8. Reverting back to the facts of the present case as pointed above the plea offered was that respondent No.1 continued to be the effective partner in all the partnership concerns. Reference has been made to certain partnership deeds to urge that they are fake documents. It appears that earlier one Bhiku Ram was the partner. He retired from the partnership on March 31, 1969. Sham Lal was joined in the partnership concern and fresh partnership deed Ex.R-3 was executed. Respondent had 174th share therein. Tara Chand Jain was one of the partners, but he too retired. A partnership deed was executed which is Ex.R-1. In the new partnership deed, the share of the respondent was 10%. The document on the record do not indicate that it was a fake document. An application had been moved before the income-tax authorities when partnership deed Ex.R-3 was executed.
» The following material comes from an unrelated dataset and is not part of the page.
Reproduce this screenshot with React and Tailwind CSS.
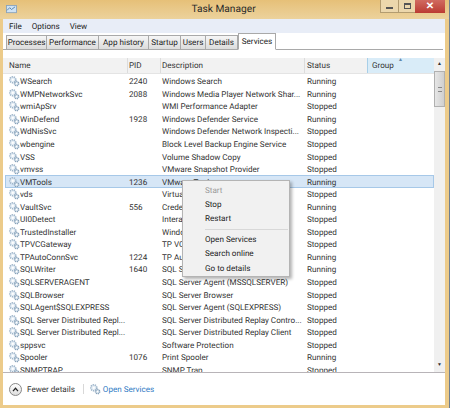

Income-tax Officer. Rohtak granted registration to the Firm. The copy of the order is Ex.R-6. In addition to that copies of the assessment orders of the partnership Firm from the year 1970-71, 1972-73, 1973-74 and 1974-75 have been placed on the record. This shows that income by the Murari Lal was determined with respect to both the firms including the one with Sham Lal. These documents, coupled with the evidence of the partnership deeds on the record clearly show that respondent No.1 continued to be a partner and in this process it cannot be termed that he ceased to be in legal control of the premises. Thus, the learned appellate authority rightly dismissed the petition for eviction and the appeal thereto.
9. For these reasons, the revision being without merit must fail and is dismissed.